1701 Pennsylvania Avenue, N.W.

Washington, D.C. 20006-5805

(202) 956-7500

March 12, 1992


Securities and Exchange Commission,

450 Fifth Street, N.W.,

Washington, D.C. 20549.


Attention: Richard M. Kosnik, Chief,

Office of International Corporate Finance

Division of Corporation Finance


Re: Corimon C.A. S.A.C.A.


Dear Sirs:


Corimon C.A. S.A.C.A., a Venezuelan company (the "Company"), proposes to register under Section 12(b) of the Securities Exchange Act of 1934 (the "Exchange Act") its American Depositary Shares ("ADSs") and Common Shares, nominal value Bs. 10 per share ("Common Shares"). Each ADS represents 25 Common Shares. The ADSs are issued pursuant to a Deposit Agreement, dated as of November 14, 1991 (the "ADS Deposit Agreement"), among the Company, Morgan Guaranty Trust Company of New York, as depositary (in such capacity, the "ADS Depositary"), and the holders from time to time of the American Depositary Receipts ("ADRs") issued thereunder. In connection with establishing this sponsored ADR facility, the ADSs were registered on Form F-6 (File No. 33-43456) (the "Form F-6").

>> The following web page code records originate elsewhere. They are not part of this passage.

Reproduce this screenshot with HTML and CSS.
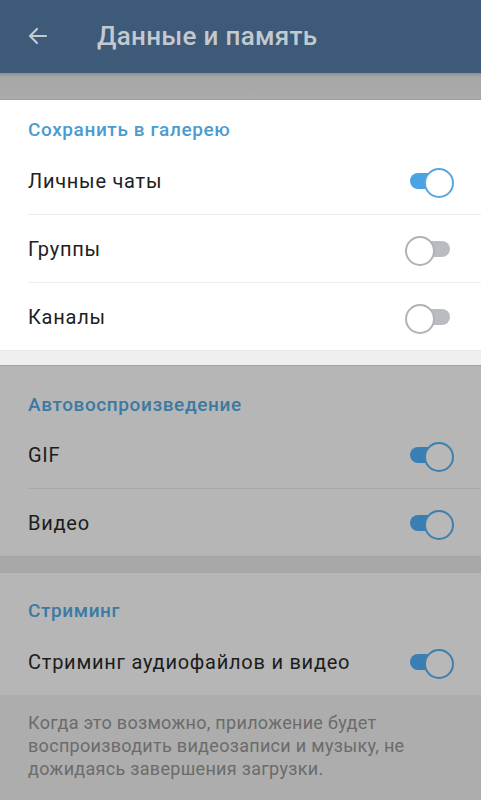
FILE: index.html
```html
<!DOCTYPE html>
<html lang="ru">
<head>
<meta charset="utf-8">
<link rel="stylesheet" href="styles.css">
</head>
<body>
<div class="screen">
  <header class="appbar">
    <svg class="back" width="24" height="24" viewBox="0 0 24 24"><path d="M20 12H5M11 5l-7 7 7 7" fill="none" stroke="currentColor" stroke-width="2.2" stroke-linecap="round" stroke-linejoin="round"/></svg>
    <h1 class="title">Данные и память</h1>
  </header>
  <div class="gap gap-top"></div>
  <section class="section light">
    <div class="sec-title">Сохранить в галерею</div>
    <div class="row"><span>Личные чаты</span><span class="toggle on"></span></div>
    <div class="row"><span>Группы</span><span class="toggle off"></span></div>
    <div class="row last"><span>Каналы</span><span class="toggle off"></span></div>
  </section>
  <div class="gap gap-light"></div>
  <section class="section dim s2">
    <div class="sec-title">Автовоспроизведение</div>
    <div class="row"><span>GIF</span><span class="toggle on"></span></div>
    <div class="row last"><span>Видео</span><span class="toggle on"></span></div>
  </section>
  <div class="gap gap-dim"></div>
  <section class="section dim s3">
    <div class="sec-title">Стриминг</div>
    <div class="row last"><span>Стриминг аудиофайлов и видео</span><span class="toggle on"></span></div>
  </section>
  <p class="hint">Когда это возможно, приложение будет воспроизводить видеозаписи и музыку, не дожидаясь завершения загрузки.</p>
</div>
</body>
</html>
```
FILE: styles.css
```css
* { box-sizing: border-box; }
html, body { margin: 0; padding: 0; }
body {
  width: 481px;
  height: 800px;
  overflow: hidden;
  background: #adadad;
  font-family: Roboto, "Noto Sans", sans-serif;
}
.screen { display: flex; flex-direction: column; }
.appbar {
  height: 73px;
  background: #3d5a78;
  display: flex;
  align-items: center;
  color: #c3c9cf;
  padding-bottom: 2px;
}
.back { margin-left: 26px; width: 24px; height: 24px; }
.title {
  margin: 0 0 0 47px;
  font-size: 26px;
  font-weight: 500;
  letter-spacing: 0.3px;
}
.gap { flex: none; }
.gap-top {
  height: 27px;
  background: linear-gradient(#8f8f8f 0, #a7a7a7 4px, #ababab 100%);
  border-bottom: 1px solid #9d9d9d;
}
.gap-light {
  height: 16px;
  background: #efefef;
  border-top: 1px solid #e6e6e6;
  border-bottom: 1px solid #a2a2a2;
}
.gap-dim {
  height: 17px;
  background: #a8a8a8;
  border-top: 1px solid #a3a3a3;
  border-bottom: 1px solid #a5a5a5;
}
.section { display: flex; flex-direction: column; }
.light { background: #ffffff; color: #212121; }
.dim { background: #b6b6b6; color: #1c1c1c; }
.sec-title {
  padding-left: 28px;
  font-size: 19px;
  font-weight: 500;
  letter-spacing: 0.6px;
  height: 47px;
  display: flex;
  align-items: flex-end;
  padding-bottom: 6px;
}
.light .sec-title { color: #4a9cd0; }
.dim .sec-title { color: #3b7aa3; height: 56px; }
.s3 .sec-title { height: 55px; }
.row {
  margin-left: 28px;
  height: 68px;
  display: flex;
  align-items: center;
  justify-content: space-between;
  font-size: 20px;
  letter-spacing: 0.75px;
  border-bottom: 1px solid #ececec;
}
.dim .row { height: 67px; border-bottom-color: #a9a9a9; }
.row.last { border-bottom: none; }
.light .row.last { height: 67px; }
.toggle {
  position: relative;
  width: 48px;
  height: 26px;
  margin-right: 27px;
  flex: none;
}
.toggle::before {
  content: "";
  position: absolute;
  top: 5px;
  height: 16px;
  border-radius: 8px;
  left: 4px;
  right: 4px;
}
.toggle::after {
  content: "";
  position: absolute;
  top: 0;
  width: 26px;
  height: 26px;
  border-radius: 50%;
  background: #fff;
  border: 2.5px solid;
}
.light .toggle.on::before { background: #4ba3e3; }
.light .toggle.on::after { right: 0; border-color: #5aa6dc; }
.dim .toggle.on::before { background: #3a7fb4; }
.dim .toggle.on::after { right: 0; border-color: #3f7fae; background: #b8b8b8; }
.toggle.off::before { background: #b9bcc1; }
.toggle.off::after { left: -1px; border-color: #b2b2b2; }
.hint {
  margin: 0;
  padding: 16px 28px 0 28px;
  font-size: 18px;
  line-height: 23px;
  letter-spacing: 0.3px;
  color: #6b6b6b;
}
```
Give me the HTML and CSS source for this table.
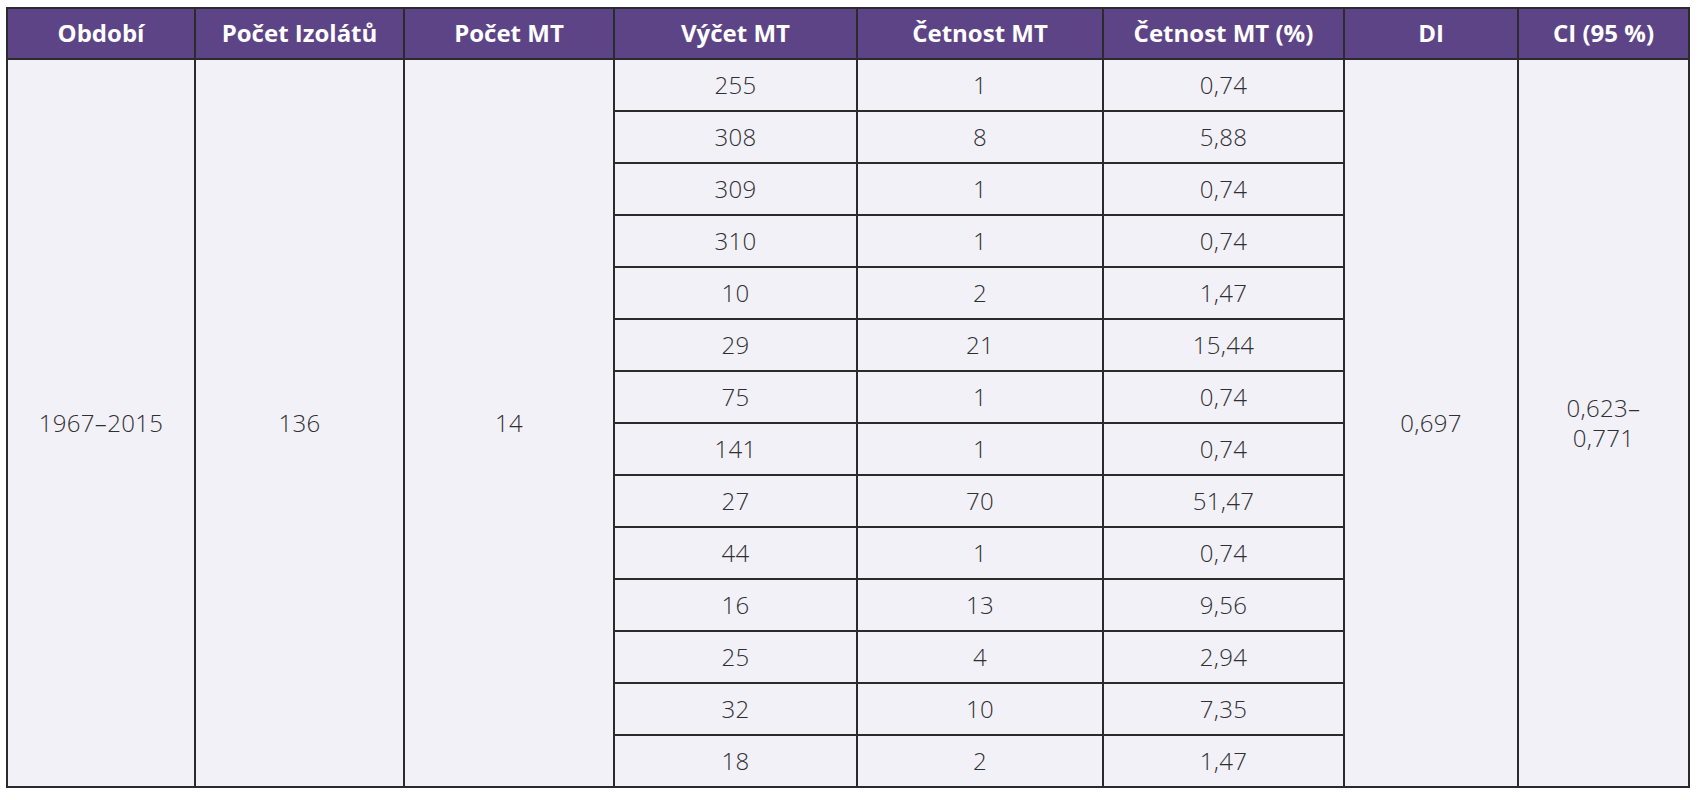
FILE: index.html
```html
<!DOCTYPE html>
<html lang="cs">
<head>
<meta charset="utf-8">
<title>Tabulka MT</title>
<link rel="stylesheet" href="styles.css">
</head>
<body>
<table class="data">
  <colgroup>
    <col class="c1"><col class="c2"><col class="c3"><col class="c4"><col class="c5"><col class="c6"><col class="c7"><col class="c8">
  </colgroup>
  <thead>
    <tr>
      <th>Období</th>
      <th>Počet Izolátů</th>
      <th>Počet MT</th>
      <th>Výčet MT</th>
      <th>Četnost MT</th>
      <th>Četnost MT (%)</th>
      <th>DI</th>
      <th>CI (95 %)</th>
    </tr>
  </thead>
  <tbody>
    <tr>
      <td rowspan="14">1967–2015</td>
      <td rowspan="14">136</td>
      <td rowspan="14">14</td>
      <td>255</td><td>1</td><td>0,74</td>
      <td rowspan="14">0,697</td>
      <td rowspan="14">0,623–<br>0,771</td>
    </tr>
    <tr><td>308</td><td>8</td><td>5,88</td></tr>
    <tr><td>309</td><td>1</td><td>0,74</td></tr>
    <tr><td>310</td><td>1</td><td>0,74</td></tr>
    <tr><td>10</td><td>2</td><td>1,47</td></tr>
    <tr><td>29</td><td>21</td><td>15,44</td></tr>
    <tr><td>75</td><td>1</td><td>0,74</td></tr>
    <tr><td>141</td><td>1</td><td>0,74</td></tr>
    <tr><td>27</td><td>70</td><td>51,47</td></tr>
    <tr><td>44</td><td>1</td><td>0,74</td></tr>
    <tr><td>16</td><td>13</td><td>9,56</td></tr>
    <tr><td>25</td><td>4</td><td>2,94</td></tr>
    <tr><td>32</td><td>10</td><td>7,35</td></tr>
    <tr><td>18</td><td>2</td><td>1,47</td></tr>
  </tbody>
</table>
</body>
</html>
```

FILE: styles.css
```css
html, body {
  background: #ffffff;
}
body {
  margin: 7px 0 0 6px;
  font-family: "Open Sans", "Liberation Sans", sans-serif;
}
.data {
  border-collapse: collapse;
  table-layout: fixed;
  width: 1684px;
  border: 2px solid #2b2b2e;
}
.c1 { width: 188px; }
.c2 { width: 209px; }
.c3 { width: 210px; }
.c4 { width: 243px; }
.c5 { width: 246px; }
.c6 { width: 241px; }
.c7 { width: 174px; }
.c8 { width: 171px; }
.data th {
  background: #5d4487;
  color: #ffffff;
  font-weight: 700;
  font-size: 24px;
  height: 49px;
  padding: 0 4px;
  border: 2px solid #2b2b2e;
  text-align: center;
  vertical-align: middle;
  line-height: 1.2;
  white-space: nowrap;
}
.data td {
  background: #f2f1f7;
  color: #2f2f33;
  font-weight: 300;
  font-size: 24px;
  letter-spacing: 0.3px;
  height: 50px;
  padding: 0 4px;
  border: 2px solid #2b2b2e;
  text-align: center;
  vertical-align: middle;
  line-height: 1.25;
}
```
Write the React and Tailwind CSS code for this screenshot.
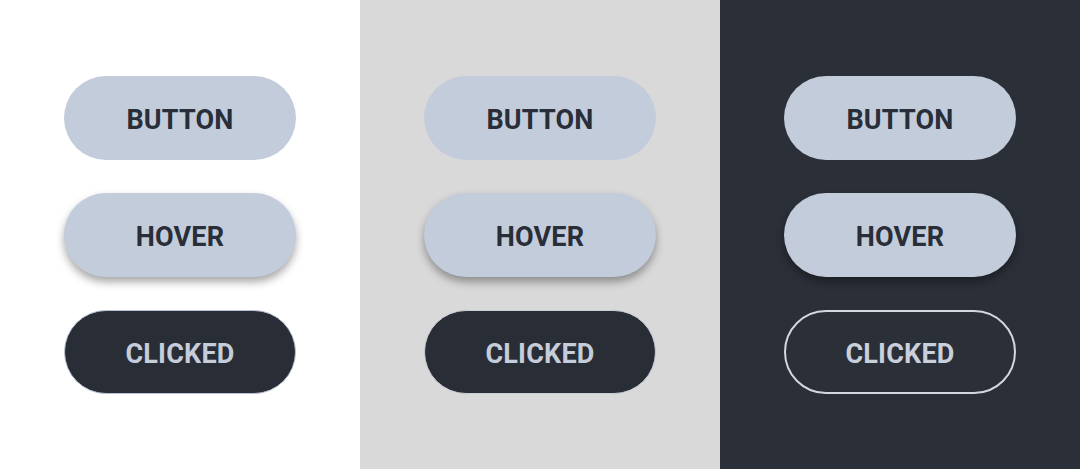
const panels = [
  { bg: "bg-white", clicked: "bg-[#292d36] text-[#c5cddb] border border-[#b9c3d3]" },
  { bg: "bg-[#d9d9d9]", clicked: "bg-[#292d36] text-[#c5cddb] border border-[#c9ced6]" },
  { bg: "bg-[#2b2f38]", clicked: "bg-transparent text-[#c9d0dc] border-2 border-[#d3d7de]" },
];

function Pill({ className, children }) {
  return (
    <div
      className={
        "w-[232px] h-[84px] pt-[6px] rounded-full flex items-center justify-center text-[27px] font-bold tracking-[0.2px] " +
        className
      }
    >
      {children}
    </div>
  );
}

export default function App() {
  return (
    <div className="w-[1080px] h-[469px] grid grid-cols-3" style={{ fontFamily: "Roboto, 'Liberation Sans', sans-serif" }}>
      {panels.map((p, i) => (
        <div key={i} className={"flex flex-col items-center justify-center gap-[33px] " + p.bg}>
          <Pill className="bg-[#c3ccdb] text-[#292e38]">BUTTON</Pill>
          <Pill className="bg-[#c3ccdb] text-[#292e38] shadow-[0_5px_8px_rgba(0,0,0,0.35)]">HOVER</Pill>
          <Pill className={p.clicked}>CLICKED</Pill>
        </div>
      ))}
    </div>
  );
}
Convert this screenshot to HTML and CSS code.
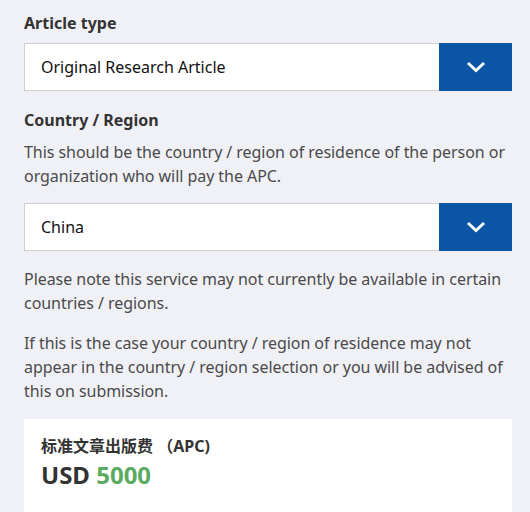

It is anticipated that the ADSs will be listed on the New York Stock Exchange. In connection with the proposed registration and listing of the ADSs, the Company proposes to offer ADSs to the holders (the "Exchange Offerees") of an existing series of Global Depositary Shares (the "Restricted GDSs") also representing Common Shares in a registered exchange offer (the "Exchange Offer"). The Restricted GDSs were issued and sold in an international offering made pursuant to Rule 144A and Regulation S under the Securities Act of 1933 (the "Securities Act") that was completed in February 1992. The Exchange Offer is designed to offer the Exchange Offerees, which are currently holding restricted securities, the liquidity provided by securities registered under the Securities Act and listed on the New York Stock Exchange.

This letter is to request confirmation that subsequent resales of ADSs, and the Common Shares underlying the ADSs, acquired by the Exchange Offerees in the Exchange Offer will be viewed by the staff of the Securities and Exchange Commission no differently from resales by non-affiliated purchasers after completion of any registered offering of securities and, therefore, that resales of such ADSs and Common Shares by the Exchange Offerees may be effected without any further registration under the Securities Act or the delivery of a prospectus.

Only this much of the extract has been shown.